There were also differences on the other side of McMurdo Sound. Here, at New Harbor, the baseline transects on the soft-bottom habitats were established in the mid-1970s, and no important changes were observed through the 1980s. At first glance in 2010, the system appeared to still be unchanged despite the massive recruitment on suspended artificial plates. Careful resurveys of 1970s-era transects, however, showed changes in which filter feeders such as clams, deposit-feeding urchins, and sea stars virtually disappeared. These invertebrates, which are thought to depend on larger-sized phytoplankton particles in the water column for food, were replaced by other species such as some polychaete worms and bryozoans that consume tiny phytoplankton.

The normal ocean transport systems had been blocked by icebergs. The authors suggest that this altered the nature of the nutrients available to organisms there. Changes, especially a possible injection of iron into the system, had shifted the size distribution of the phytoplankton from relatively large particles necessary to the clams and sea urchins to very small particles the polychaetes consume. Dayton speculates that as climate warming proceeds and ice conditions open up, the earlier patterns of distribution and abundance will return.

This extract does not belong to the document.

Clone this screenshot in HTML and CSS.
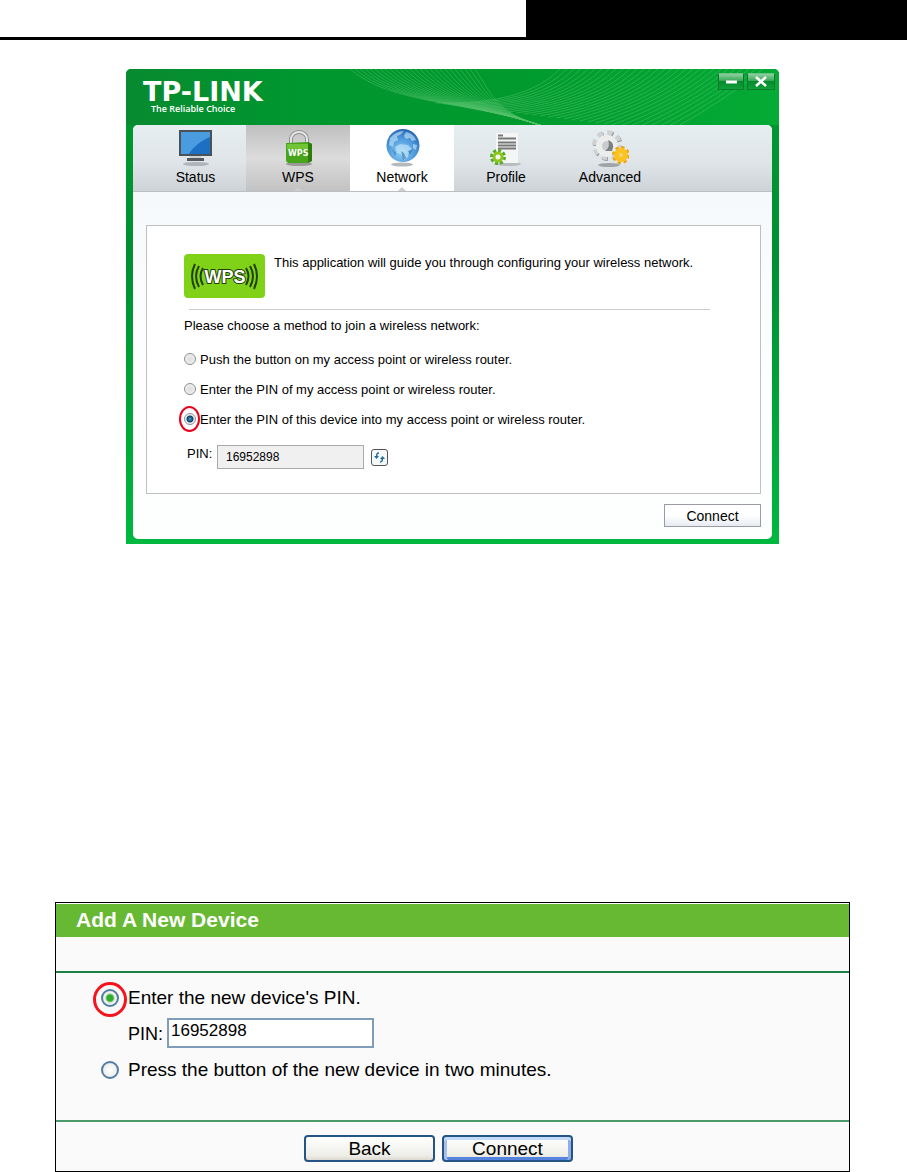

Ten years after the flood that devastated the southern Salmon Bay site, there was very little recruitment of benthic invertebrates suggesting that recovery from a catastrophic disturbance is very slow.

The authors argue that funding should be continued to support efforts to understand these processes as it may give vital clues on how marine ecosystems might cope with climate change.

“These papers offer future ecologists an utterly unique set of long-term data enabling them to evaluate the many expected changes resulting from the changing ocean and ice environment,” said Dayton. “This understanding could serve as the basis of conservation efforts in coming decades.”